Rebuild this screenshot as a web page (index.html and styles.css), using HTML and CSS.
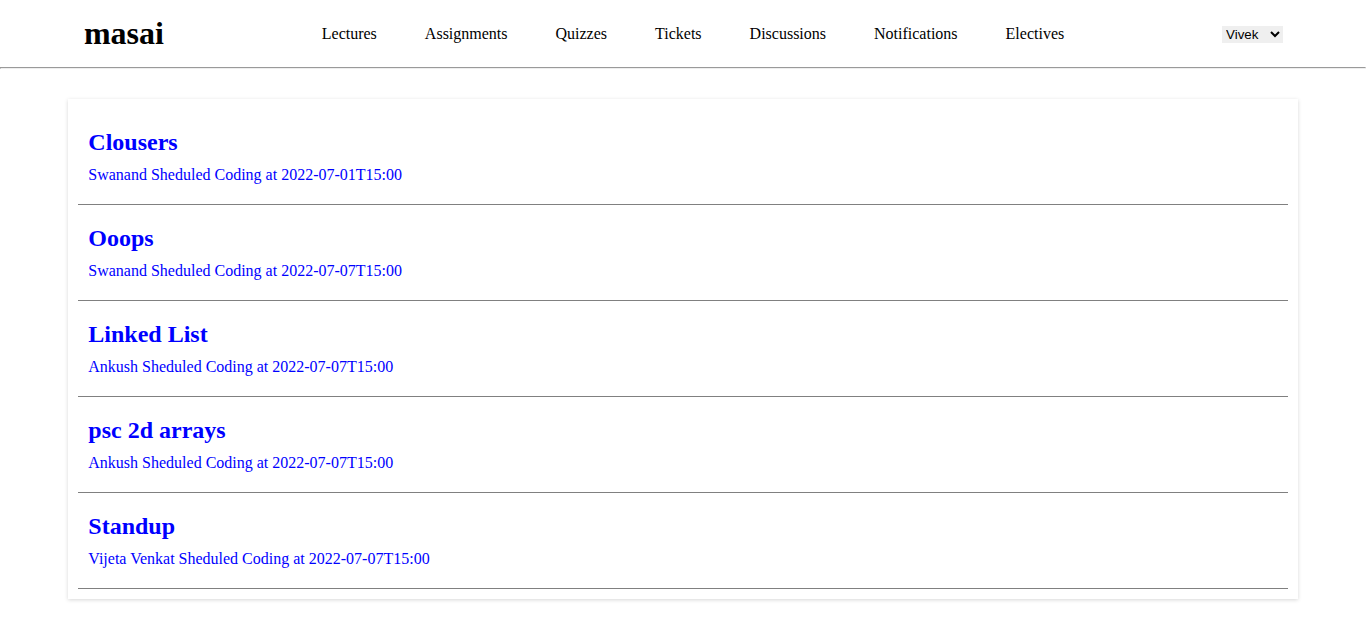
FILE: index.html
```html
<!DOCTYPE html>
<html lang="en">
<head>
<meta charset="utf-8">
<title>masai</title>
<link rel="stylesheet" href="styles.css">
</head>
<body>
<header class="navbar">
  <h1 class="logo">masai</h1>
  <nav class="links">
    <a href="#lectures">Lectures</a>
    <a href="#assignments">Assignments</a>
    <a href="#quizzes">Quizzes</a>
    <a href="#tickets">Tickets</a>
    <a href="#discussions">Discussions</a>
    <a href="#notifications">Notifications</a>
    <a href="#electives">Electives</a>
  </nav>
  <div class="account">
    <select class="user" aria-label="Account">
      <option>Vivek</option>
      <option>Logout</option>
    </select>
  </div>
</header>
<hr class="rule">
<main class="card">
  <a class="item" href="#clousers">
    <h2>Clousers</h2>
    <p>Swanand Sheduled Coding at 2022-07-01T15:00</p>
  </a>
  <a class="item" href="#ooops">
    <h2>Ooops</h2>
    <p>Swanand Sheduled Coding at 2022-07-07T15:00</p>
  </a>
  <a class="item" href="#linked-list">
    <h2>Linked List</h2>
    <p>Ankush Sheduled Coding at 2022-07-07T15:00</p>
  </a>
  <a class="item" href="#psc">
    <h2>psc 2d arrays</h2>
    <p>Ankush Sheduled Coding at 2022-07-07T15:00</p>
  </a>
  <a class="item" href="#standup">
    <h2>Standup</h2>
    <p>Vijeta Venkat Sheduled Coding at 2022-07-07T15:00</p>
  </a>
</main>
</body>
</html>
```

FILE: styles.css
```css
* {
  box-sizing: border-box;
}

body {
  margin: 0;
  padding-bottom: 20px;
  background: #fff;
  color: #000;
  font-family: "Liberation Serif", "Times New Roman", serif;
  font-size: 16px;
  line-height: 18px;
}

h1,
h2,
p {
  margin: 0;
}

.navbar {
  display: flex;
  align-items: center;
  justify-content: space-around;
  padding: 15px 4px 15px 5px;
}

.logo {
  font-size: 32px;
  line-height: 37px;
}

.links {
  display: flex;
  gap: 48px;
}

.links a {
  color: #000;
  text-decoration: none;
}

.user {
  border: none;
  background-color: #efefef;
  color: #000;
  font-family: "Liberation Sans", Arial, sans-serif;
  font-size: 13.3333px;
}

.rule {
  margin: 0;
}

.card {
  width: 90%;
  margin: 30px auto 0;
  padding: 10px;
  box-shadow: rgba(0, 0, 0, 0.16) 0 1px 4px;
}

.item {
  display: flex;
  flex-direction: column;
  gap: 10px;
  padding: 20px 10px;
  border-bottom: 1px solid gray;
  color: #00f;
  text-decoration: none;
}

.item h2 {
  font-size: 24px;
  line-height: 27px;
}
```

Written problem: Filter out all lines lacking the word "styles" and copy the rest.

The completed task:
Rebuild this screenshot as a web page (index.html and styles.css), using HTML and CSS.
<link rel="stylesheet" href="styles.css">
FILE: styles.css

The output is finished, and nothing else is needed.